In this seminar, your goal will be to identify a potential negative impact of technology, empirically study and quantify it, and devise ways to mitigate the effects. You could propose your own project or collaborate with CITP fellows or graduate researchers. Existing projects where you could collaborate include the Web Transparency and Accountability project that aims to uncover how we are tracked online, and a project that studies how machine learning systems assimilate human biases such as racial prejudices and gender stereotypes.

Projects will be eligible for the Technology and Society certificate. Your work should have a core empirical component, as opposed to a purely qualitative study of the effect of technology on society.

 

CS IW 08   Practical Solutions to Intractable Problems – 12 Students

Seminar Leader - Zachary Kincaid

Seminar Day/Time -  Monday,  3 PM - 4:30 PM - CS301

Description:
In theoretical computer science, a problem is typically considered to be tractable if it can be solved by a polynomial time algorithm. There are many natural problems for which no such algorithm exists: finding a 
satisfying assignment to a boolean formula, finding a winning strategy  for a game of checkers, finding an input that makes a program crash,  etc. While theory dictates that all algorithms for such problems must 
have poor worst case behavior, it is often possible to avoid the worst case in practice.  For example, despite the fact that boolean satisfiability is NP-complete, modern SAT solvers can scale to millions of variables and clauses for the kinds of formulas that arise in typical applications, such as verification, synthesis, and planning.
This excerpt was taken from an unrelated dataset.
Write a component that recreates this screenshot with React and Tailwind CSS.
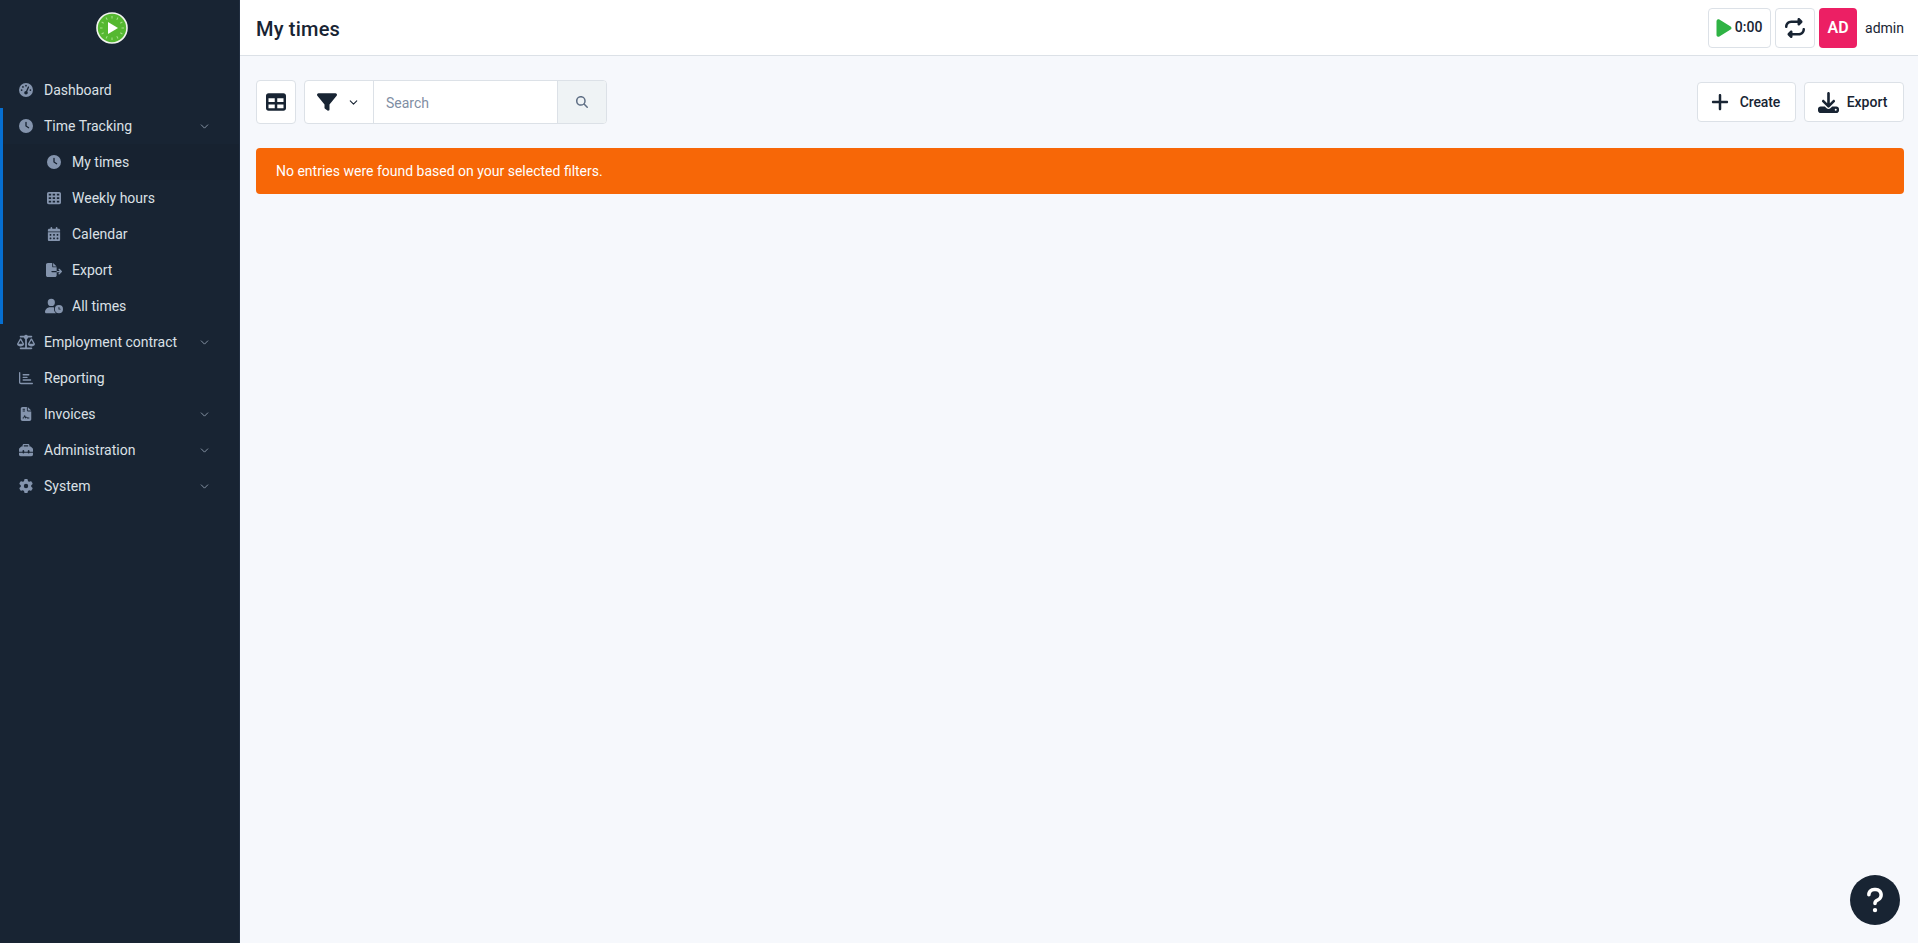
import React from "react";
import { ChevronDown } from "lucide-react";
import {
  FaGaugeHigh, FaClock, FaTableCells, FaCalendarDays, FaFileExport, FaUserClock, FaScaleBalanced,
  FaRegChartBar, FaFileContract, FaToolbox, FaGear, FaFilter, FaMagnifyingGlass, FaPlus, FaDownload, FaPlay, FaQuestion,
  FaTable, FaRepeat,
} from "react-icons/fa6";

function Logo() {
  const ticks = [];
  for (let i = 0; i < 12; i++) {
    ticks.push(<rect key={i} x="15.5" y="4" width="1" height="2.5" fill="#a6e08a" transform={`rotate(${i * 30} 16 16)`} />);
  }
  return (
    <svg width="32" height="32" viewBox="0 0 32 32">
      <circle cx="16" cy="16" r="15" fill="#55b831" stroke="#f2f5f0" strokeWidth="1.6" />
      {ticks}
      <path d="M12 10 L22 16 L12 22 Z" fill="#fff" />
    </svg>
  );
}

function Item({ icon: Icon, label, chevron, sub, active, inner, size = 14 }) {
  const pad = sub ? "w-[69px] pl-[42px]" : inner ? "w-[41px] pl-[14px]" : "w-[44px] pl-[17px]";
  return (
    <div className={`h-9 flex items-center ${active ? "bg-[#172230]" : ""}`}>
      <div className={`${pad} shrink-0 flex items-center`}>
        <span className="w-[18px] flex justify-center text-[#8494ad]">
          <Icon size={size} />
        </span>
      </div>
      <span className="text-[14px] text-[#dbe0e6] leading-5">{label}</span>
      {chevron && (
        <ChevronDown size={13} className="ml-auto mr-[28px] text-[#8a97a8]" strokeWidth={1.75} />
      )}
    </div>
  );
}

export default function App() {
  return (
    <div className="flex h-screen overflow-hidden bg-[#f6f8fc] text-[#182433] font-['Roboto',sans-serif]">
      <aside className="w-[240px] shrink-0 bg-[#182433] border-r border-[#212e40] flex flex-col">
        <div className="h-[56px] pt-3 pr-4 flex justify-center">
          <Logo />
        </div>
        <nav className="pt-4">
          <Item icon={FaGaugeHigh} label="Dashboard" />
          <div className="border-l-[3px] border-[#066fd1]">
            <Item icon={FaClock} label="Time Tracking" chevron inner />
            <Item icon={FaClock} label="My times" sub active />
            <Item icon={FaTableCells} label="Weekly hours" sub />
            <Item icon={FaCalendarDays} label="Calendar" sub />
            <Item icon={FaFileExport} label="Export" sub size={16} />
            <Item icon={FaUserClock} label="All times" sub size={18} />
          </div>
          <Item icon={FaScaleBalanced} label="Employment contract" chevron size={18} />
          <Item icon={FaRegChartBar} label="Reporting" />
          <Item icon={FaFileContract} label="Invoices" chevron />
          <Item icon={FaToolbox} label="Administration" chevron />
          <Item icon={FaGear} label="System" chevron />
        </nav>
      </aside>

      <div className="flex-1 flex flex-col min-w-0">
        <header className="h-[56px] shrink-0 bg-white border-b border-[#dce1e7] pl-4 pr-[14px] flex items-center">
          <h1 className="text-[20px] leading-7 font-medium mt-[2px] tracking-[0.01em]">My times</h1>
          <div className="ml-auto flex items-center">
            <button className="h-10 w-[63px] bg-white border border-[#dce1e7] rounded flex items-center justify-center gap-[1px] pr-[3px] text-[14px] font-medium">
              <FaPlay size={20} className="text-[#2fb344]" />
              <span>0:00</span>
            </button>
            <button className="ml-1 h-10 w-10 bg-white border border-[#dce1e7] rounded flex items-center justify-center">
              <FaRepeat size={20} />
            </button>
            <div className="ml-1 h-10 w-[38px] bg-[#ec1f64] rounded flex items-center justify-center text-white text-[16px] font-semibold">AD</div>
            <span className="ml-2 mt-[2px] text-[14px]">admin</span>
          </div>
        </header>

        <main className="pl-4 pr-[14px] pt-6">
          <div className="flex items-center h-11">
            <button className="h-11 w-10 bg-white border border-[#dce1e7] rounded flex items-center justify-center">
              <FaTable size={20} />
            </button>
            <div className="ml-2 h-11 w-[303px] bg-white border border-[#dce1e7] rounded flex overflow-hidden">
              <div className="w-[69px] shrink-0 border-r border-[#dce1e7] flex items-center pl-[12px]">
                <FaFilter size={20} />
                <ChevronDown size={13} strokeWidth={2} className="ml-[10px]" />
              </div>
              <div className="flex-1 flex items-center pl-3 pt-[2px] text-[14px] text-[#7f8ea3]">Search</div>
              <div className="w-[49px] shrink-0 bg-[#eff3f5] border-l border-[#dce1e7] flex items-center justify-center text-[#5f6f85]">
                <FaMagnifyingGlass size={12} />
              </div>
            </div>
            <div className="ml-auto flex items-center gap-2">
              <button className="h-10 w-[99px] bg-white border border-[#dce1e7] rounded flex items-center justify-center gap-[10px] pr-[3px] text-[14px] font-medium tracking-[-0.01em]">
                <FaPlus size={20} />
                <span>Create</span>
              </button>
              <button className="h-10 w-[100px] bg-white border border-[#dce1e7] rounded flex items-center justify-center gap-[8px] pr-[3px] text-[14px] font-medium">
                <FaDownload size={21} />
                <span>Export</span>
              </button>
            </div>
          </div>
          <div className="mt-6 h-[46px] bg-[#f76707] rounded flex items-center px-5 text-[14px] text-white">
            No entries were found based on your selected filters.
          </div>
        </main>
      </div>

      <div className="fixed right-[18px] bottom-[18px] w-[50px] h-[50px] rounded-full bg-[#182433] flex items-center justify-center text-white">
        <FaQuestion size={28} />
      </div>
    </div>
  );
}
In this seminar, students will engage in research on how intractable problems are solved in practice.  A typical project is to choose a problem of interest and design, implement, and experimentally evaluate a 
technique for solving that problem.  The technique could involve exploiting existing tools (suchas SAT solvers, theorem provers, or integer programing solvers) or designing a new algorithm (perhaps based 
on the principles of heuristic search, relaxation, or approximation).

 

CS IW 09    These Aren’t The Drones You Are Looking For: Mitigating the Privacy and Security Implications of Drones – 12 Students

Seminar Leader -  Marshini Chetty 

Seminar Day/Time – Tuesday, 9:30 AM – 10:50 AM - CS301

Description:
Drones are fast being hailed for a variety of everyday purposes such as delivering packages, taking video footage in hard to reach places and helping catch criminals. Yet as drones become ubiquitous in society, we need to consider the privacy and security implications of these unmanned aerial vehicles that are capable of remote flight, video recording, and carrying a payload. In this seminar, you will learn about what a drone is, what the major privacy and security implications are of drones, and what current regulations and policies exist that govern the use of drones.
 

 Projects will focus on creating apps or systems that help to mitigate privacy and security issues of drones from the perspective of three stakeholders: 1) Drone operators (someone who controls a drone); 2) Drone bystanders (someone who encounters a drone in their day to day activities); and 3) Drone regulators (someone who needs to create policies to regulate the use and operation of drones). All projects will follow user-centered design techniques and principles because this topic will be examined from the perspective of usable security and human-computer interaction.